◆ Aim ◆
Lines containing the word "with" are to be located and copied.

+ + +

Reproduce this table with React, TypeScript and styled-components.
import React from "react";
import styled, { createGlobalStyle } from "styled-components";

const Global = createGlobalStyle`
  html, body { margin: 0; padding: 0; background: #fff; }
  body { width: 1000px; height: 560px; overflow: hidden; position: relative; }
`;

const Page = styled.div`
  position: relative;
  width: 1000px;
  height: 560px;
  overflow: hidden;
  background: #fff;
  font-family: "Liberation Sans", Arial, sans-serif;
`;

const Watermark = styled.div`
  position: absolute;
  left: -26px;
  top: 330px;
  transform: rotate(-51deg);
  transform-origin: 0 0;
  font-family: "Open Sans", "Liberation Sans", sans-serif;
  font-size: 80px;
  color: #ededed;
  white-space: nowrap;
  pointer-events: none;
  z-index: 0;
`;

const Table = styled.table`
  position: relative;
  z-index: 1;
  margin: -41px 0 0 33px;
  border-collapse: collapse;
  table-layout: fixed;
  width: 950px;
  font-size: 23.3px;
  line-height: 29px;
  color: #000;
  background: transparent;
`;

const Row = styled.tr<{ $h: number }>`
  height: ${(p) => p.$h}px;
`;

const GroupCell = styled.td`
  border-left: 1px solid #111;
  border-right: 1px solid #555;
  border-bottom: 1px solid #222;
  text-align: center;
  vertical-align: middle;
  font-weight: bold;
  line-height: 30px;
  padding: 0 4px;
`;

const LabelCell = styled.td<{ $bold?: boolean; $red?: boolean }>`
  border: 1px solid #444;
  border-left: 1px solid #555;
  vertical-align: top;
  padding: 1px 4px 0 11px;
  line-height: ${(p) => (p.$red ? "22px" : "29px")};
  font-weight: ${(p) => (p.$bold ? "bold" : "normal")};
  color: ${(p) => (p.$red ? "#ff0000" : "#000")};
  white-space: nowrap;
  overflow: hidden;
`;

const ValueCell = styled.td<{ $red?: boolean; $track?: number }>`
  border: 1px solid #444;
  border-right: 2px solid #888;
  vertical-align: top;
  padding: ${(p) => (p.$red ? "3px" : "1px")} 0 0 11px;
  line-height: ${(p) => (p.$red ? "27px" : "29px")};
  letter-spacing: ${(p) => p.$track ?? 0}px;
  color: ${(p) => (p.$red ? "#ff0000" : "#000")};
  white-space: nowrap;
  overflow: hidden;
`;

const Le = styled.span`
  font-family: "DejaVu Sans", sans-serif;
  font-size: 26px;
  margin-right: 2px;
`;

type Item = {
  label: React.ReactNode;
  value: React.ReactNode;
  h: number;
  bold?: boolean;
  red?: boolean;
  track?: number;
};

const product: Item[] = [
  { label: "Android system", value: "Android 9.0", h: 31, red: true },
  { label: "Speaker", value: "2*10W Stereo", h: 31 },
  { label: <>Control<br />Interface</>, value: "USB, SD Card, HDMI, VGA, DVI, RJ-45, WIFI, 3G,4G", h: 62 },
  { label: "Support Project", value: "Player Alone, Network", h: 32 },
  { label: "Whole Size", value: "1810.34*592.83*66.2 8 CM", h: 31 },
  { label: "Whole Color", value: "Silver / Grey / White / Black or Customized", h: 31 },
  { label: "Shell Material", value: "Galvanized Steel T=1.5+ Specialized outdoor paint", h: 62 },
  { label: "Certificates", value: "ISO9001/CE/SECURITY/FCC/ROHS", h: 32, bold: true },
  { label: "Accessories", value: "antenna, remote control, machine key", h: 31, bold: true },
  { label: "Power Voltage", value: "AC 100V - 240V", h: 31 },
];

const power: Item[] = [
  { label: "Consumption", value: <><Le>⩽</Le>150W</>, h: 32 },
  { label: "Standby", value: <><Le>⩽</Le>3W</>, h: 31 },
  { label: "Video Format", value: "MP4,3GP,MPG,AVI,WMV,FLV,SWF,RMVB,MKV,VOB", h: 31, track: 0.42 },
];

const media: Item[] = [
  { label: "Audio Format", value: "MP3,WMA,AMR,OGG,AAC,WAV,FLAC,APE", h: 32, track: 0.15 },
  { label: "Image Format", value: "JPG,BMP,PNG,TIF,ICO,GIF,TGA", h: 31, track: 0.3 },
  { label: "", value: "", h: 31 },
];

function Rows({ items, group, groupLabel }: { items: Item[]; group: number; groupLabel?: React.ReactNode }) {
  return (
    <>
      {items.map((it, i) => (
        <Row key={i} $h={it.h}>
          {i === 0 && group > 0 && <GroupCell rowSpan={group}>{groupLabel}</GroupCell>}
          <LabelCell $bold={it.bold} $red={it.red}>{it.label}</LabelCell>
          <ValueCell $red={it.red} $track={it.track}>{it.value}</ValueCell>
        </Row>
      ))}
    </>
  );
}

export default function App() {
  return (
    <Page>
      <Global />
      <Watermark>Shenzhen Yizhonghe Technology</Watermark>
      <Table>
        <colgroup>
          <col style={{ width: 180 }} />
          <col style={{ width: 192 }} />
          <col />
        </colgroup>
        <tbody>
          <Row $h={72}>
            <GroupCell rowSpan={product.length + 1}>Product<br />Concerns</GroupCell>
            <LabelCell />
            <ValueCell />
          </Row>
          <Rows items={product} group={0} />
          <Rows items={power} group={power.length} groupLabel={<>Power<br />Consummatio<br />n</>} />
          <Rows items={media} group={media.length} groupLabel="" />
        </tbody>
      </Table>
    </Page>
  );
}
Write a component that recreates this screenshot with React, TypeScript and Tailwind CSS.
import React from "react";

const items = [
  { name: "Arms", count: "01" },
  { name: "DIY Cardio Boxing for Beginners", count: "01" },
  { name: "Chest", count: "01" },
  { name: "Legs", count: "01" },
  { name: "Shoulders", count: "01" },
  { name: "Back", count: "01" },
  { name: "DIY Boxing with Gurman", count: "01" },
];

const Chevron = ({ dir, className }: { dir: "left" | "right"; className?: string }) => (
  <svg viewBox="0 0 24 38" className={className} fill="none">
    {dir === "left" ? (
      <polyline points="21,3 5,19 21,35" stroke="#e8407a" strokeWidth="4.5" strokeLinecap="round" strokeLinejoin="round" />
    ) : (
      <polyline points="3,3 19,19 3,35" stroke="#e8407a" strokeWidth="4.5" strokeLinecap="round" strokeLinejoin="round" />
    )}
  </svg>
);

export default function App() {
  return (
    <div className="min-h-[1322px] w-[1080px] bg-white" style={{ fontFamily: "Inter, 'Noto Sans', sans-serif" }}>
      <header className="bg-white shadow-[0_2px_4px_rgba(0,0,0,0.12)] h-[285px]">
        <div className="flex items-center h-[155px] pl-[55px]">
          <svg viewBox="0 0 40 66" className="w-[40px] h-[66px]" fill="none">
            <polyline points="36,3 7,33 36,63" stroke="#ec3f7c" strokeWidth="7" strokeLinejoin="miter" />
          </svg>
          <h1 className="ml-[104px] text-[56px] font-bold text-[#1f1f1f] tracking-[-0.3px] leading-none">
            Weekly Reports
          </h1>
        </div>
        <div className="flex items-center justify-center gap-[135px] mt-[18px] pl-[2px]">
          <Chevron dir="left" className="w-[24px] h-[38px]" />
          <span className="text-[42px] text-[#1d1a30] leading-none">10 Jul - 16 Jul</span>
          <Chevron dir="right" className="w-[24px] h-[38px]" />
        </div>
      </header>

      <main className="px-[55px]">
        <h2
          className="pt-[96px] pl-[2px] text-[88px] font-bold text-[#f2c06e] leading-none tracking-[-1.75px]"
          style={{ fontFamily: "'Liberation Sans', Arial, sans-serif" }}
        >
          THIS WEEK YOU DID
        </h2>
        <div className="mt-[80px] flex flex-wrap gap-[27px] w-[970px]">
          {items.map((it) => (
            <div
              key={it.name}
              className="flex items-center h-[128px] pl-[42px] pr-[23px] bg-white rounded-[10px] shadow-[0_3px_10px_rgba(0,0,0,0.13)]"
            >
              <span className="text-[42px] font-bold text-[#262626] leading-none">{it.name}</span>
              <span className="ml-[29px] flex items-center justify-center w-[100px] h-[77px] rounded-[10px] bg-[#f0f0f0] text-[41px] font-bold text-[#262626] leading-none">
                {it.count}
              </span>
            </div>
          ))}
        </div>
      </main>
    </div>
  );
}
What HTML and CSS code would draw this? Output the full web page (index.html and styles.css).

+ + +

◆ Written reply ◆
Reproduce this table with React, TypeScript and styled-components.
Write a component that recreates this screenshot with React, TypeScript and Tailwind CSS.
  { name: "DIY Boxing with Gurman", count: "01" },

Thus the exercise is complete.